**WHAT NEEDS TO BE DONE:** Gather all lines from the material that contain "React".
** Start **
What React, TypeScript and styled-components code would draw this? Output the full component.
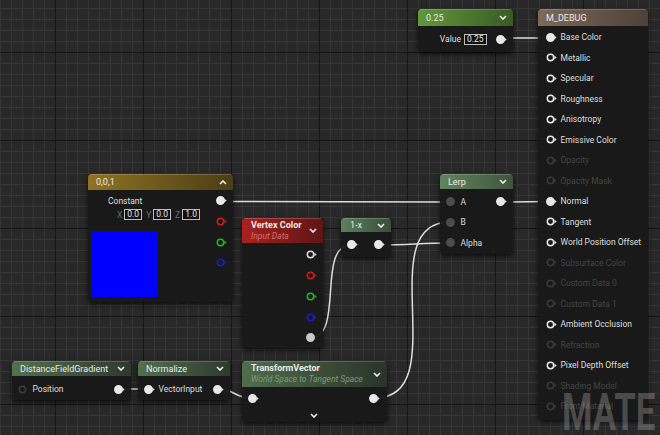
import React from "react";
import styled, { createGlobalStyle } from "styled-components";

const GlobalStyle = createGlobalStyle`
  html, body {
    margin: 0;
    padding: 0;
    background: #262626;
  }
  body {
    font-family: Roboto, "Noto Sans", "Liberation Sans", sans-serif;
  }
`;

const Canvas = styled.div`
  position: relative;
  width: 660px;
  height: 435px;
  overflow: hidden;
  background-color: #282828;
  background-image: linear-gradient(to right, #151515 1px, transparent 1px),
    linear-gradient(to bottom, #151515 1px, transparent 1px),
    linear-gradient(to right, #353535 1px, transparent 1px),
    linear-gradient(to bottom, #353535 1px, transparent 1px);
  background-size: 88px 88px, 88px 88px, 11px 11px, 11px 11px;
  background-position: 55px 0, 0 52px, 0 0, 0 8px;
`;

const Wires = styled.svg`
  position: absolute;
  left: 0;
  top: 0;
  width: 660px;
  height: 435px;
`;

interface NodeProps {
  $x: number;
  $y: number;
  $w: number;
  $h: number;
}
const Node = styled.div<NodeProps>`
  position: absolute;
  left: ${(p) => p.$x}px;
  top: ${(p) => p.$y}px;
  width: ${(p) => p.$w}px;
  height: ${(p) => p.$h}px;
  display: flex;
  flex-direction: column;
  background: rgba(25, 25, 25, 0.97);
  border-radius: 4px;
  box-shadow: 0 2px 5px rgba(0, 0, 0, 0.7);
  overflow: hidden;
  color: #dedede;
  font-size: 8.5px;
`;

interface HeaderProps {
  $from: string;
  $to: string;
  $h: number;
  $pad?: number;
}
const Header = styled.div<HeaderProps>`
  flex: none;
  height: ${(p) => p.$h}px;
  display: flex;
  align-items: center;
  justify-content: space-between;
  padding: 0 6px 0 ${(p) => p.$pad ?? 8}px;
  background: linear-gradient(to right, ${(p) => p.$from}, ${(p) => p.$to});
  box-shadow: inset 0 1px 0 rgba(255, 255, 255, 0.18);
  color: #eaeaea;
  font-size: 9px;
`;

const TitleBlock = styled.div`
  display: flex;
  flex-direction: column;
  line-height: 11px;
`;

const Title = styled.span`
  font-weight: 700;
`;

const Subtitle = styled.span<{ $color: string }>`
  font-style: italic;
  font-size: 8.5px;
  color: ${(p) => p.$color};
`;

const Body = styled.div<{ $pad: string }>`
  flex: 1;
  display: flex;
  flex-direction: column;
  padding: ${(p) => p.$pad};
`;

const PinRow = styled.div<{ $h: number; $dim?: boolean; $align?: string }>`
  height: ${(p) => p.$h}px;
  flex: none;
  display: flex;
  align-items: center;
  justify-content: ${(p) => p.$align ?? "flex-start"};
  gap: 4px;
  color: ${(p) => (p.$dim ? "#444444" : "#dedede")};
  white-space: nowrap;
`;

const Side = styled.div`
  display: flex;
  align-items: center;
  gap: 4px;
`;

const PinSvg = styled.svg`
  flex: none;
  display: block;
`;

const ValueBox = styled.span`
  display: inline-block;
  border: 1px solid #bdbdbd;
  background: #111;
  color: #e6e6e6;
  padding: 0 2px;
  line-height: 9px;
  font-size: 8.5px;
`;

const ValueField = styled.span<{ $gap: number }>`
  display: inline-flex;
  align-items: center;
  gap: ${(p) => p.$gap}px;
`;

const AxisLabel = styled.span`
  color: #6c6c6c;
`;

const ConstantBody = styled.div`
  flex: 1;
  display: flex;
  justify-content: space-between;
  padding: 0 6.5px 0 3px;
`;

const ConstantLeft = styled.div`
  display: flex;
  flex-direction: column;
`;

const ConstantLabel = styled.span`
  margin: 6px 0 0 17px;
  line-height: 11px;
`;

const AxisRow = styled.div`
  display: flex;
  align-items: center;
  gap: 4px;
  margin: 2px 0 0 26px;
`;

const Swatch = styled.div<{ $color: string }>`
  margin-top: 11px;
  width: 67px;
  height: 66px;
  background: ${(p) => p.$color};
`;

const PinColumn = styled.div<{ $pad: number }>`
  display: flex;
  flex-direction: column;
  align-items: flex-end;
  padding-top: ${(p) => p.$pad}px;
`;

const FooterChevron = styled.div`
  display: flex;
  justify-content: center;
  align-items: center;
  height: 13px;
`;

const Watermark = styled.div`
  position: absolute;
  left: 562px;
  top: 387px;
  font-family: Roboto, "Liberation Sans", sans-serif;
  font-weight: 700;
  font-size: 52px;
  line-height: 1;
  color: rgba(205, 205, 205, 0.28);
  transform: scaleX(0.67);
  transform-origin: left top;
  pointer-events: none;
`;

const WHITE = "#e8e8e8";

function Pin({
  color = WHITE,
  filled = false,
  arrow = true,
}: {
  color?: string;
  filled?: boolean;
  arrow?: boolean;
}) {
  return (
    <PinSvg width="11" height="9" viewBox="0 0 11 9">
      <circle
        cx="4.5"
        cy="4.5"
        r={filled ? 3.7 : 3.2}
        fill={filled ? color : "none"}
        stroke={color}
        strokeWidth="1.5"
      />
      {arrow && <path d="M8.4 2.6 L10.6 4.5 L8.4 6.4 Z" fill={color} />}
    </PinSvg>
  );
}

function Chevron({ up = false }: { up?: boolean }) {
  return (
    <svg width="8" height="5" viewBox="0 0 8 5">
      <path
        d={up ? "M1 4 L4 1 L7 4" : "M1 1 L4 4 L7 1"}
        fill="none"
        stroke="#f0f0f0"
        strokeWidth="1.6"
      />
    </svg>
  );
}

const outputs = [
  { label: "Base Color", on: true, linked: true },
  { label: "Metallic", on: true },
  { label: "Specular", on: true },
  { label: "Roughness", on: true },
  { label: "Anisotropy", on: true },
  { label: "Emissive Color", on: true },
  { label: "Opacity", on: false },
  { label: "Opacity Mask", on: false },
  { label: "Normal", on: true, linked: true },
  { label: "Tangent", on: true },
  { label: "World Position Offset", on: true },
  { label: "Subsurface Color", on: false },
  { label: "Custom Data 0", on: false },
  { label: "Custom Data 1", on: false },
  { label: "Ambient Occlusion", on: true },
  { label: "Refraction", on: false },
  { label: "Pixel Depth Offset", on: true },
  { label: "Shading Model", on: false },
  { label: "Front Material", on: false },
];

const wires = [
  "M500 38 L550 38",
  "M220 201.5 C300 201.5, 370 202, 450 202",
  "M500 202 L550 201.5",
  "M378 245 C410 245, 420 243, 450 243",
  "M310 338 C345 338, 316 245, 351 245",
  "M375 398 C455 398, 370 222, 450 222",
  "M118 389 L148 389",
  "M217 389 C236 389, 233 398, 252 398",
];

const DIM = "#3a3a3a";
const GREY = "#4c4c4c";

export default function App() {
  return (
    <>
      <GlobalStyle />
      <Canvas>
        <Wires viewBox="0 0 660 435">
          {wires.map((d) => (
            <path key={d} d={d} fill="none" stroke="#dcdcdc" strokeWidth="1.5" />
          ))}
        </Wires>

        {/* scalar parameter */}
        <Node $x={418} $y={9} $w={95} $h={43}>
          <Header $from="#62983a" $to="#3a5a25" $h={17}>
            <span>0.25</span>
            <Chevron />
          </Header>
          <Body $pad="0 6.5px 0 0">
            <PinRow $h={26} $align="flex-end" style={{ gap: 9 }}>
              <ValueField $gap={3}>
                Value <ValueBox>0.25</ValueBox>
              </ValueField>
              <Pin filled />
            </PinRow>
          </Body>
        </Node>

        {/* material result */}
        <Node $x={538} $y={9} $w={110} $h={411}>
          <Header $from="#7f6957" $to="#4d4139" $h={17}>
            <span>M_DEBUG</span>
          </Header>
          <Body $pad="1px 0 0 7.5px">
            {outputs.map((o) => (
              <PinRow key={o.label} $h={20.5} $dim={!o.on}>
                <Pin color={o.on ? WHITE : DIM} filled={o.linked} />
                {o.label}
              </PinRow>
            ))}
          </Body>
        </Node>

        {/* constant 3 vector */}
        <Node $x={88} $y={174} $w={145} $h={128}>
          <Header $from="#8f7322" $to="#4b3d16" $h={16}>
            <span>0,0,1</span>
            <Chevron up />
          </Header>
          <ConstantBody>
            <ConstantLeft>
              <ConstantLabel>Constant</ConstantLabel>
              <AxisRow>
                <ValueField $gap={2}>
                  <AxisLabel>X</AxisLabel>
                  <ValueBox>0.0</ValueBox>
                </ValueField>
                <ValueField $gap={2}>
                  <AxisLabel>Y</AxisLabel>
                  <ValueBox>0.0</ValueBox>
                </ValueField>
                <ValueField $gap={2}>
                  <AxisLabel>Z</AxisLabel>
                  <ValueBox>1.0</ValueBox>
                </ValueField>
              </AxisRow>
              <Swatch $color="#0000ff" />
            </ConstantLeft>
            <PinColumn $pad={0.5}>
              <PinRow $h={20.7}>
                <Pin filled />
              </PinRow>
              <PinRow $h={20.7}>
                <Pin color="#d01c1c" />
              </PinRow>
              <PinRow $h={20.7}>
                <Pin color="#1cb81c" />
              </PinRow>
              <PinRow $h={20.7}>
                <Pin color="#1c1cc8" />
              </PinRow>
            </PinColumn>
          </ConstantBody>
        </Node>

        {/* vertex color */}
        <Node $x={242} $y={218} $w={81} $h={130}>
          <Header $from="#a8221f" $to="#5e1515" $h={25} $pad={9}>
            <TitleBlock>
              <Title>Vertex Color</Title>
              <Subtitle $color="rgba(235,140,140,0.75)">Input Data</Subtitle>
            </TitleBlock>
            <Chevron />
          </Header>
          <Body $pad="1.6px 6.5px 0 0">
            <PinColumn $pad={0}>
              <PinRow $h={20.7}>
                <Pin color="#d8d8d8" />
              </PinRow>
              <PinRow $h={20.7}>
                <Pin color="#d01c1c" />
              </PinRow>
              <PinRow $h={20.7}>
                <Pin color="#1cb81c" />
              </PinRow>
              <PinRow $h={20.7}>
                <Pin color="#1c1cc8" />
              </PinRow>
              <PinRow $h={20.7}>
                <Pin color="#c8c8c8" filled arrow={false} />
              </PinRow>
            </PinColumn>
          </Body>
        </Node>

        {/* one minus */}
        <Node $x={341} $y={218} $w={50} $h={39}>
          <Header $from="#5d805a" $to="#3a4d39" $h={14} $pad={9}>
            <span>1-x</span>
            <Chevron />
          </Header>
          <Body $pad="0 6.5px 0 5.5px">
            <PinRow $h={25} $align="space-between">
              <Pin filled />
              <Pin filled />
            </PinRow>
          </Body>
        </Node>

        {/* lerp */}
        <Node $x={440} $y={174} $w={73} $h={80}>
          <Header $from="#62835e" $to="#3f553d" $h={15}>
            <span>Lerp</span>
            <Chevron />
          </Header>
          <Body $pad="2.7px 6.5px 0 5.5px">
            <PinRow $h={20.5} $align="space-between">
              <Side>
                <Pin color={GREY} filled arrow={false} />A
              </Side>
              <Pin filled />
            </PinRow>
            <PinRow $h={20.5}>
              <Pin color={GREY} filled arrow={false} />B
            </PinRow>
            <PinRow $h={20.5}>
              <Pin color={GREY} filled arrow={false} />
              Alpha
            </PinRow>
          </Body>
        </Node>

        {/* distance field gradient */}
        <Node $x={12} $y={361} $w={119} $h={39}>
          <Header $from="#52704e" $to="#2e392e" $h={15}>
            <span>DistanceFieldGradient</span>
            <Chevron />
          </Header>
          <Body $pad="1px 6.5px 0 5.5px">
            <PinRow $h={24} $align="space-between">
              <Side>
                <Pin color="#3c3c3c" arrow={false} />
                Position
              </Side>
              <Pin filled />
            </PinRow>
          </Body>
        </Node>

        {/* normalize */}
        <Node $x={138} $y={361} $w={92} $h={39}>
          <Header $from="#52704e" $to="#2e392e" $h={15}>
            <span>Normalize</span>
            <Chevron />
          </Header>
          <Body $pad="1px 6.5px 0 5.5px">
            <PinRow $h={24} $align="space-between">
              <Side>
                <Pin filled />
                VectorInput
              </Side>
              <Pin filled />
            </PinRow>
          </Body>
        </Node>

        {/* transform vector */}
        <Node $x={242} $y={361} $w={145} $h={61}>
          <Header $from="#4f6d4b" $to="#2a332a" $h={26} $pad={9}>
            <TitleBlock>
              <Title>TransformVector</Title>
              <Subtitle $color="#7f9c76">World Space to Tangent Space</Subtitle>
            </TitleBlock>
            <Chevron />
          </Header>
          <Body $pad="0 7.5px 0 5.5px">
            <PinRow $h={22} $align="space-between">
              <Pin filled />
              <Pin filled />
            </PinRow>
            <FooterChevron>
              <Chevron />
            </FooterChevron>
          </Body>
        </Node>

        <Watermark>MATE</Watermark>
      </Canvas>
    </>
  );
}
** End **
**SOLVED PROBLEM:**
What React, TypeScript and styled-components code would draw this? Output the full component.
import React from "react";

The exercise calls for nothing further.